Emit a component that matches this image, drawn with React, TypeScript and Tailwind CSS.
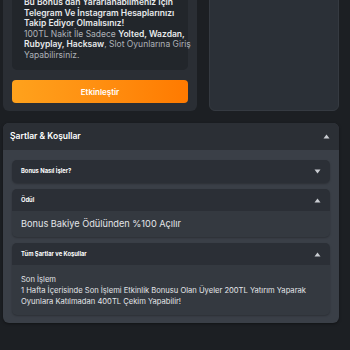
import { ReactNode } from "react"

const font = { fontFamily: "Inter, 'Noto Sans', sans-serif" }

function Caret({ up }: { up?: boolean }) {
  return (
    <svg width="7" height="5" viewBox="0 0 7 5" className={up ? "" : "rotate-180"}>
      <path d="M3.5 0.5L6.5 4.5H0.5Z" fill="#c9ccd1" />
    </svg>
  )
}

function Item({ title, open, children, headClass }: { title: string; open?: boolean; children?: ReactNode; headClass?: string }) {
  return (
    <div className="rounded-[5px] overflow-hidden bg-[#343940] shadow-[0_1px_2px_rgba(0,0,0,0.25)]">
      <div className={`${headClass ?? "h-[22px]"} bg-[#2b2f36] flex items-center justify-between pl-[9px] pr-[9px]`}>
        <span className="text-white font-bold text-[5.8px] whitespace-nowrap">{title}</span>
        <Caret up={open} />
      </div>
      {open && children}
    </div>
  )
}

export default function App() {
  return (
    <div className="min-h-[350px] w-[350px] bg-[#1c1f23] overflow-hidden" style={font}>
      <div className="-mt-[22px] flex gap-[12px] pl-[3px] pr-[11px]">
        <div className="w-[194px] bg-[#2a2e34] rounded-[6px] p-[9px] pb-[8px] flex flex-col gap-[10px]">
          <div className="bg-[#22262b] rounded-[5px] px-[12px] pt-[10px] pb-[10px] text-[8.5px] leading-[10.5px] text-[#aeb2b8] whitespace-nowrap">
            <div className="font-semibold text-[#e8eaec]">
              Bu Bonus dan Yararlanabilmeniz İçin
              <br />
              Telegram Ve İnstagram Hesaplarınızı
              <br />
              Takip Ediyor Olmalısınız!
            </div>
            100TL Nakit İle Sadece <b className="font-semibold text-[#e8eaec]">Yolted, Wazdan,</b>
            <br />
            <b className="font-semibold text-[#e8eaec]">Rubyplay, Hacksaw</b>, Slot Oyunlarına Giriş
            <br />
            Yapabilirsiniz.
          </div>
          <button className="h-[23px] rounded-[4px] bg-gradient-to-r from-[#ffa21c] to-[#ff7a00] text-white text-[8px] font-semibold">
            Etkinleştir
          </button>
        </div>
        <div className="flex-1 bg-[#2b3037] border border-[#353a41] rounded-[6px]" />
      </div>

      <div className="mt-[12px] ml-[3px] w-[336px] rounded-[6px] overflow-hidden bg-[#3a3f47] shadow-[0_1px_3px_rgba(0,0,0,0.4)]">
        <div className="h-[27px] bg-[#2b2f35] flex items-center justify-between pl-[7px] pr-[9px]">
          <span className="text-white text-[8.5px] font-semibold">Şartlar &amp; Koşullar</span>
          <Caret up />
        </div>
        <div className="px-[9px] pt-[10px] pb-[8px] flex flex-col gap-[6px]">
          <Item title="Bonus Nasıl İşler?" headClass="h-[23px]" />
          <Item title="Ödül" open>
            <div className="h-[26px] flex items-center px-[9px] text-[9.2px] text-[#e3e5e8] whitespace-nowrap">
              Bonus Bakiye Ödülünden %100 Açılır
            </div>
          </Item>
          <Item title="Tüm Şartlar ve Koşullar" open>
            <div className="px-[9px] pt-[8.5px] pb-[8.5px] text-[7.6px] leading-[11px] text-[#e3e5e8] whitespace-nowrap">
              Son İşlem
              <br />
              1 Hafta İçerisinde Son İşlemi Etkinlik Bonusu Olan Üyeler 200TL Yatırım Yaparak
              <br />
              Oyunlara Katılmadan 400TL Çekim Yapabilir!
            </div>
          </Item>
        </div>
      </div>
    </div>
  )
}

^^^^

= Set task =
Reproduce every line exactly and omit all pictures.

= Answer to the exercise =
Emit a component that matches this image, drawn with React, TypeScript and Tailwind CSS.
import { ReactNode } from "react"

const font = { fontFamily: "Inter, 'Noto Sans', sans-serif" }

function Caret({ up }: { up?: boolean }) {
  return (
    <svg width="7" height="5" viewBox="0 0 7 5" className={up ? "" : "rotate-180"}>
      <path d="M3.5 0.5L6.5 4.5H0.5Z" fill="#c9ccd1" />
    </svg>
  )
}

function Item({ title, open, children, headClass }: { title: string; open?: boolean; children?: ReactNode; headClass?: string }) {
  return (
    <div className="rounded-[5px] overflow-hidden bg-[#343940] shadow-[0_1px_2px_rgba(0,0,0,0.25)]">
      <div className={`${headClass ?? "h-[22px]"} bg-[#2b2f36] flex items-center justify-between pl-[9px] pr-[9px]`}>
        <span className="text-white font-bold text-[5.8px] whitespace-nowrap">{title}</span>
        <Caret up={open} />
      </div>
      {open && children}
    </div>
  )
}

export default function App() {
  return (
    <div className="min-h-[350px] w-[350px] bg-[#1c1f23] overflow-hidden" style={font}>
      <div className="-mt-[22px] flex gap-[12px] pl-[3px] pr-[11px]">
        <div className="w-[194px] bg-[#2a2e34] rounded-[6px] p-[9px] pb-[8px] flex flex-col gap-[10px]">
          <div className="bg-[#22262b] rounded-[5px] px-[12px] pt-[10px] pb-[10px] text-[8.5px] leading-[10.5px] text-[#aeb2b8] whitespace-nowrap">
            <div className="font-semibold text-[#e8eaec]">
              Bu Bonus dan Yararlanabilmeniz İçin
              <br />
              Telegram Ve İnstagram Hesaplarınızı
              <br />
              Takip Ediyor Olmalısınız!
            </div>
            100TL Nakit İle Sadece <b className="font-semibold text-[#e8eaec]">Yolted, Wazdan,</b>
            <br />
            <b className="font-semibold text-[#e8eaec]">Rubyplay, Hacksaw</b>, Slot Oyunlarına Giriş
            <br />
            Yapabilirsiniz.
          </div>
          <button className="h-[23px] rounded-[4px] bg-gradient-to-r from-[#ffa21c] to-[#ff7a00] text-white text-[8px] font-semibold">
            Etkinleştir
          </button>
        </div>
        <div className="flex-1 bg-[#2b3037] border border-[#353a41] rounded-[6px]" />
      </div>

      <div className="mt-[12px] ml-[3px] w-[336px] rounded-[6px] overflow-hidden bg-[#3a3f47] shadow-[0_1px_3px_rgba(0,0,0,0.4)]">
        <div className="h-[27px] bg-[#2b2f35] flex items-center justify-between pl-[7px] pr-[9px]">
          <span className="text-white text-[8.5px] font-semibold">Şartlar &amp; Koşullar</span>
          <Caret up />
        </div>
        <div className="px-[9px] pt-[10px] pb-[8px] flex flex-col gap-[6px]">
          <Item title="Bonus Nasıl İşler?" headClass="h-[23px]" />
          <Item title="Ödül" open>
            <div className="h-[26px] flex items-center px-[9px] text-[9.2px] text-[#e3e5e8] whitespace-nowrap">
              Bonus Bakiye Ödülünden %100 Açılır
            </div>
          </Item>
          <Item title="Tüm Şartlar ve Koşullar" open>
            <div className="px-[9px] pt-[8.5px] pb-[8.5px] text-[7.6px] leading-[11px] text-[#e3e5e8] whitespace-nowrap">
              Son İşlem
              <br />
              1 Hafta İçerisinde Son İşlemi Etkinlik Bonusu Olan Üyeler 200TL Yatırım Yaparak
              <br />
              Oyunlara Katılmadan 400TL Çekim Yapabilir!
            </div>
          </Item>
        </div>
      </div>
    </div>
  )
}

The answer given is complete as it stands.